Historically, this type of positioning backdrop creates a favorable setup for upside convexity as exposure begins to rebuild.

III. Q2 Earnings Outlook (Begins April 14)
We expect a transition back toward fundamentals following a period dominated by positioning and flow-driven price action.
Valuation Reset
Valuations across U.S. equities have reset meaningfully, with both the S&P 500 and Nasdaq now trading at the lower end of their recent ranges. SPX forward P/E is now ~19.5x, below the 5-year average ~20.1x and in the sub-6th percentile of the past year’s range.
This marks a sharp reset from the start of the last earnings season (SPX forward P/E ~23x in October), providing a more supportive entry point for equities.

Earnings Revisions
Despite the reset in valuations, earnings revisions remain constructive – particularly for 2026 and 2027 – with strength concentrated in large-cap growth and technology.
Notably, EPS estimates have continued to trend higher over the past month, even amid broader market volatility and macro uncertainty, underscoring the resilience of the underlying earnings backdrop.

Positioning vs.
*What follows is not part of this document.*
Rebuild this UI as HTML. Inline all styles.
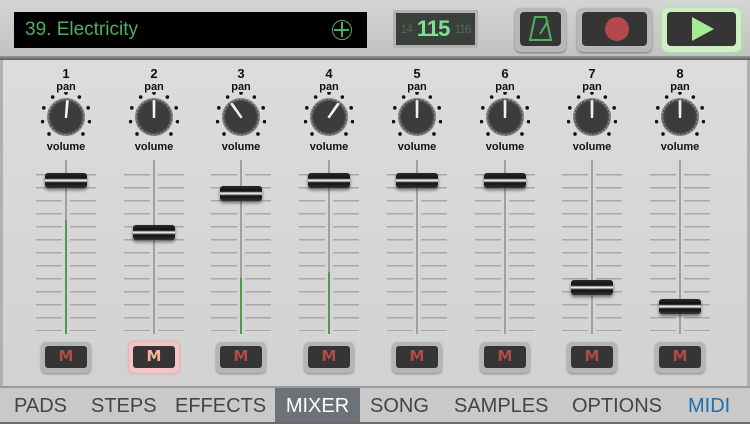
<!DOCTYPE html>
<html><head><meta charset="utf-8"><style>
*{margin:0;padding:0;box-sizing:border-box}
body{width:750px;height:422px;overflow:hidden;background:#6a6a6a;font-family:"Liberation Sans",sans-serif;position:relative}
#top{position:absolute;left:0;top:0;width:750px;height:58px;background:linear-gradient(#d4d4d4,#c2c2c2);border-bottom:2px solid #8a8a8a}
#name{position:absolute;left:14px;top:12px;width:353px;height:36px;background:#000;color:#4fae62;font-size:19px;line-height:36px;padding-left:11px}
#plus{position:absolute;right:15px;top:8px;width:20px;height:20px;border:1.5px solid #4fae62;border-radius:50%}
#plus:before{content:"";position:absolute;left:8px;top:1px;width:1.5px;height:15px;background:#4fae62}
#plus:after{content:"";position:absolute;top:8px;left:1px;height:1.5px;width:15px;background:#4fae62}
#bpm{position:absolute;left:393px;top:10px;width:85px;height:38px;background:#b2b2b2;border-radius:2px}
#bpm div{position:absolute;left:3px;top:3px;right:3px;bottom:3px;background:#3a3f3c;color:#7de28f;font-family:"Liberation Sans",sans-serif;text-align:center;line-height:32px;font-size:22px;font-weight:bold;white-space:nowrap;letter-spacing:-1px}
#bpm span{font-size:12px;color:#4a6a52;font-weight:normal;vertical-align:3px}
.btn{position:absolute;top:8px;height:44px;border-radius:6px;background:#b8b8b8;box-shadow:0 1px 2px #777}
.btn div{position:absolute;left:5px;top:4px;right:5px;bottom:6px;background:#353535;border-radius:4px}
#main{position:absolute;left:0;top:60px;width:750px;height:326px;background:linear-gradient(#dcdcdc,#d2d2d2);border-left:3px solid #b0b0b0;border-right:3px solid #b0b0b0}
.ch{position:absolute;top:0;width:88px;height:326px}
.num{position:absolute;width:88px;text-align:center;top:6px;font-weight:bold;font-size:13px;color:#111}
.pan{position:absolute;width:88px;text-align:center;top:21px;font-weight:bold;font-size:11px;color:#111}
.vol{position:absolute;width:88px;text-align:center;top:81px;font-weight:bold;font-size:11px;color:#111}
.knob{position:absolute;left:19px;top:32px}
.ticks{position:absolute;top:103px;height:168px;width:26px;background:repeating-linear-gradient(to bottom,transparent 0,transparent 11px,#a8a8a8 11px,#a8a8a8 12.5px,transparent 12.5px,transparent 13px)}
.track{position:absolute;left:43px;top:100px;width:2px;height:174px;background:#a0a0a0}
.lvl{position:absolute;left:43px;width:2px;background:#4e9a50;bottom:52px}
.cap{position:absolute;left:23px;width:42px;height:15px;border-radius:3px;background:linear-gradient(#2a2a2a,#111 35%,#999 42%,#fff 50%,#888 58%,#111 66%,#333);box-shadow:0 2px 3px rgba(0,0,0,.5)}
.m{position:absolute;left:19px;top:282px;width:50px;height:31px;border-radius:5px;background:#b5b5b5;box-shadow:0 1px 2px #888}
.m div{position:absolute;left:4px;top:4px;right:4px;bottom:5px;background:#353535;border-radius:3px;color:#b04c48;font-weight:bold;font-size:15px;text-align:center;line-height:21px;font-family:"DejaVu Sans","Liberation Sans",sans-serif}
.m.on{background:#f2c6c2;box-shadow:0 0 3px #e88}
.m.on div{color:#f1b896}
#tabs{position:absolute;left:0;top:386px;width:750px;height:36px;background:#c9c9c9;border-top:2px solid #9a9a9a}
#tabs span{position:absolute;top:0;height:34px;line-height:36px;font-size:20px;color:#444;}
</style></head><body>
<div id="top">
 <div id="name">39. Electricity<div id="plus"></div></div>
 <div id="bpm"><div><span>14</span> 115 <span>116</span></div></div>
 <div class="btn" style="left:515px;width:51px"><div><svg width="41" height="34" style="position:absolute;left:0;top:0"><path d="M15 5 L26 5 L31 28 L10 28 Z M20 22 L28 9" fill="none" stroke="#4fae62" stroke-width="2"/></svg></div></div>
 <div class="btn" style="left:577px;width:75px"><div><div style="position:absolute;left:23px;top:5px;width:24px;height:24px;border-radius:50%;background:#b5484a"></div></div></div>
 <div class="btn" style="left:662px;width:79px;background:#cfeec4;box-shadow:0 0 5px #aee89a"><div><svg width="69" height="34" style="position:absolute;left:0;top:0"><path d="M25 5 L47 17 L25 29 Z" fill="#a3ea94"/></svg></div></div>
</div>
<div id="main"></div>
<div id="tabs">
 <span style="left:14px">PADS</span><span style="left:91px">STEPS</span><span style="left:175px">EFFECTS</span>
 <span style="left:275px;width:85px;background:#6d7178;color:#fff;text-align:center">MIXER</span>
 <span style="left:370px">SONG</span><span style="left:454px">SAMPLES</span><span style="left:572px">OPTIONS</span><span style="left:688px;color:#1c6fae">MIDI</span>
</div>
<script>
var cx=[66,154,241,329,417,505,592,680],cap=[180,232,193,180,180,180,287,306],ang=[5,0,-35,35,0,0,0,0],lvl=[220,0,278,272,0,0,0,0];
var main=document.getElementById('main'),h='';
for(var i=0;i<8;i++){
 var l=cx[i]-44-3;
 var dots='';for(var k=0;k<9;k++){var a=(-135+k*33.75)*Math.PI/180;dots+='<circle cx="'+(25+24*Math.sin(a))+'" cy="'+(25-24*Math.cos(a))+'" r="1.8" fill="#111"/>';}
 var knob='<svg class="knob" width="50" height="50">'+dots+'<circle cx="25" cy="25" r="19" fill="#777"/><circle cx="25" cy="25" r="18" fill="#555" stroke="#888" stroke-width="2" stroke-dasharray="2 2"/><circle cx="25" cy="25" r="16" fill="#3c3c3c"/><path d="M23.8 26 L23.6 9 Q25 7 26.4 9 L26.2 26 Z" fill="#f2f2f2" transform="rotate('+ang[i]+' 25 25)"/></svg>';
 h+='<div class="ch" style="left:'+l+'px"><div class="num">'+(i+1)+'</div><div class="pan">pan</div>'+knob+'<div class="vol">volume</div>'+
 '<div class="ticks" style="left:14px"></div><div class="ticks" style="left:48px"></div><div class="track"></div>'+
 (lvl[i]?'<div class="lvl" style="top:'+(lvl[i]-60)+'px"></div>':'')+
 '<div class="cap" style="top:'+(cap[i]-60-7)+'px"></div><div class="m'+(i==1?' on':'')+'"><div>M</div></div></div>';
}
main.innerHTML=h;
</script>
</body></html>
Expectations
The market has shifted from a “low bar, high positioning” regime to a “high bar, low positioning” setup – characterized by high gross exposure (driven by shorts) and low net exposure.
At the same time, expectations remain solid, with double-digit earnings growth anticipated through the remainder of the year.
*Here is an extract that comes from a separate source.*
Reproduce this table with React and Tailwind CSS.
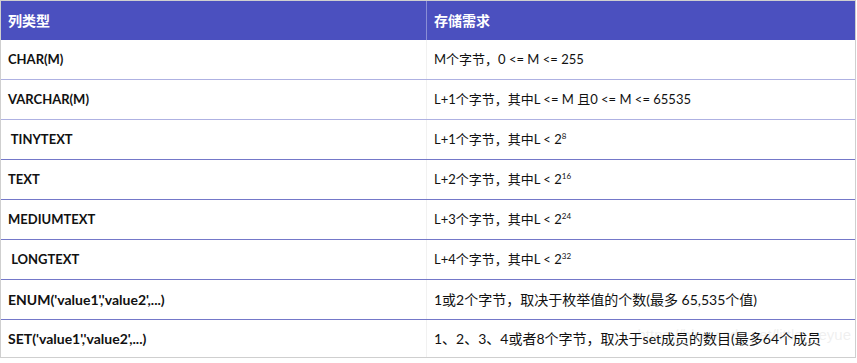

Key Catalyst: Technology Earnings
The “Super Bowl” of Q2 earnings takes place in the final week of April, with large-cap technology expected to drive a significant share of index-level outcomes.
43% of the S&P 500 by weight will report that week, including AAPL, MSFT, AMZN, META and BKNG.



GMI BOTTOM LINE
Positioning is light, sentiment is washed out, and flows are stabilizing after absorbing significant supply.
While the technical backdrop is not fully healed, the setup is asymmetric to the upside, particularly as volatility resets lower and markets start to transition back to fundamentals into Q2 earnings.